Telle est Shamela en sa meilleure forme : de l'impertinence, elle s'est, à la fois promue à ce que Fielding appelle « le culot de l'impudence » (brass impudence) et rendue tout à fait digne du monde respectable qu'elle a fini par se gagner, avec un mari qu'elle traite en dame de qualité, quoique jamais loin d'éclats spontanés de vulgarité innocente[185].
Non sans pertinence, Richardson a écrit que Pamela avait appris à Fielding à écrire pour plaire[186]. Emprunter en effet la forme épistolaire comme procédé narratif lui a permis de s'investir comme jamais dans son récit, et si le procédé fut sans récidive, la posture, elle, ne variera plus. C'est lui seul, désormais, qui tient les brides de la narration. Plus jamais ne laissera-t-il à l'un de ses personnages le soin de raconter l'histoire, à l'exception de brefs épisodes interpolés comme ceux de Mr Wilson dans Joseph Andrews et de l'Homme sur la colline dans Histoire de Tom Jones, enfant trouvé[185].

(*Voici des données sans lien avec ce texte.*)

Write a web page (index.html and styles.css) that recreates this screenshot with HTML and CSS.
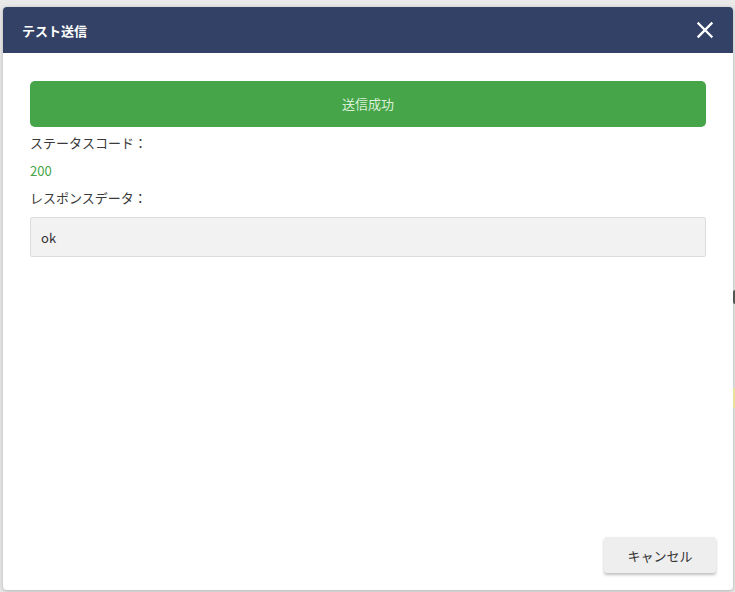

Si Shamela est en partie l'héritière des héroïnes si magistralement interprétées par Kitty Clive, Isabel dans The Old Debauchees (« Les Vieilles Débauchées »), Lappet dans The Miser (« L'Avare») ou encore Lucy dans The Virgin Unmask'd (« La Vierge démasquée »), elle les transcende, devenant un laboratoire d'idées et d'expérience pour Fielding. L'affinité entre l'auteur et son personnage est réelle : Fielding se projette dans la forme narrative qu'il lui a choisie, mais au-delà du discours, il s'identifie avec elle plus qu'il ne le fera avec aucun autre de ses personnages, Tom Jones excepté peut-être, par l'intrépide liberté qu'elle déploie envers la respectabilité hypocrite qu'elle est censée in fine représenter[187].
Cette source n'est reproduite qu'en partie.